Parks’ photo essay “A Harlem Family,” documents the Fontenelle family, searching for a way out of poverty in the winter of 1967-1968.

He produced the works for Life Magazine in its March 8, 1968 issue, called “The Negro and the cities: the cry that will be heard.”

“My whole purpose was to bring to the people of the United States an inner look at the thing that brings chaos,” Parks said in the magazine.

“I wanted to show what it was like, the real, vivid horror of it- and the dignity of the people who manage, somehow, to live with it.”

"Little Richard, Harlem, New York, 1967," 1967 gelatin silver print. Little RIchard was featured on the cover of Life Magazine on March 8, 1968.
“Little Richard, Harlem, New York, 1967,” in a gelatin silver print. The toddler, Richard Fontenelle, was featured on the cover of Life Magazine on March 8, 1968.

The issue’s front cover features “Little” Richard Fontenelle, a toddler, crying out in tears.

The photo was chosen as the front cover to humanize, expose, and address the realities of Black poverty in pockets of populated urban cities, mostly unknown to the white readership of Life Magazine in the 1960s.

Garry Winogrand is another prominent photographer in the exhibit who held that “the press all deal in illusions and fantasies.”
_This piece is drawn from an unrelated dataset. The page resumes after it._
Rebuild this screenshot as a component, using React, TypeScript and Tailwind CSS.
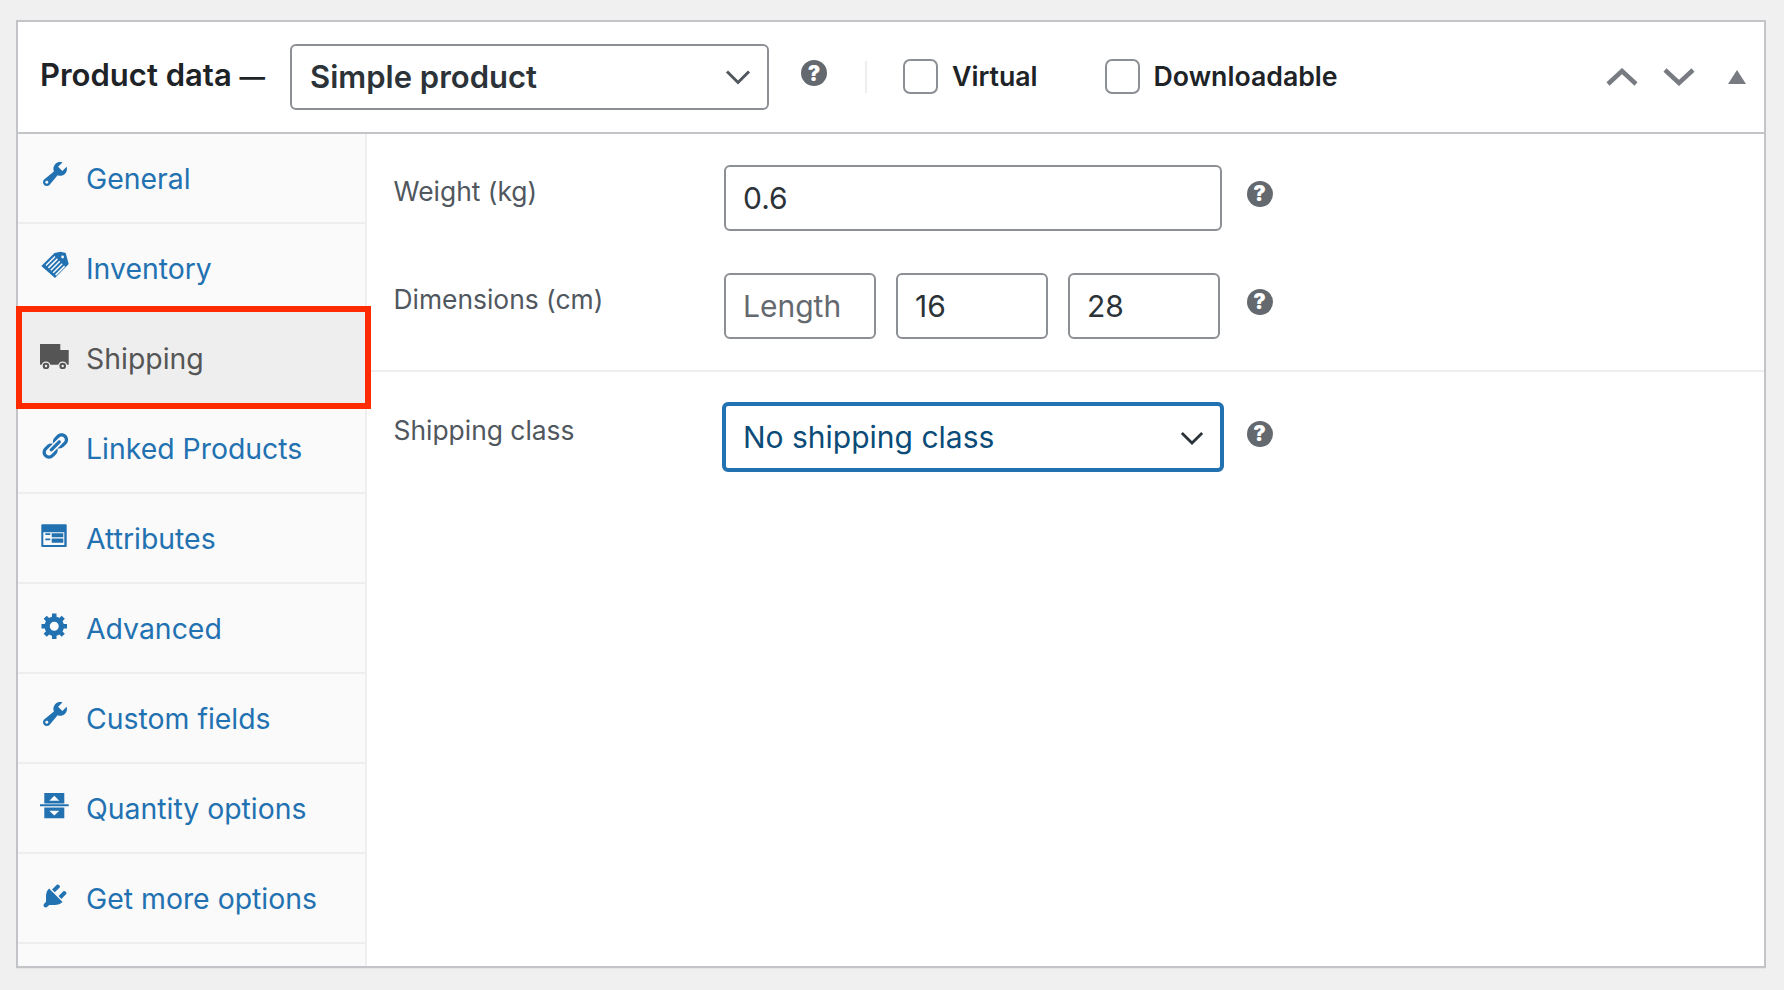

He maintained that there is “real” news and “fake” news.

He therefore wanted to capture simple realities through photography, in an attempt to document the precarious relationships between subject and objects.

“Everybody nowadays is a filmmaker, photographer, journalist, and there’s a sense from him (Winogrand) that there are no checks and balances, or analysis, as to why that is,” Shedden said.

Winogrand’s photos are known for their subjectivity, and how he inserts his own perspective into his photographs.

“That’s why it’s important today, as we generally have less faith in the official media,” Shedden said.

“In his day, he was trying to break through that.”

"Central Park Zoo, New York City" 1967 gelatin silver print.
“Central Park Zoo, New York City” 1967 photo presented in a gelatin silver print.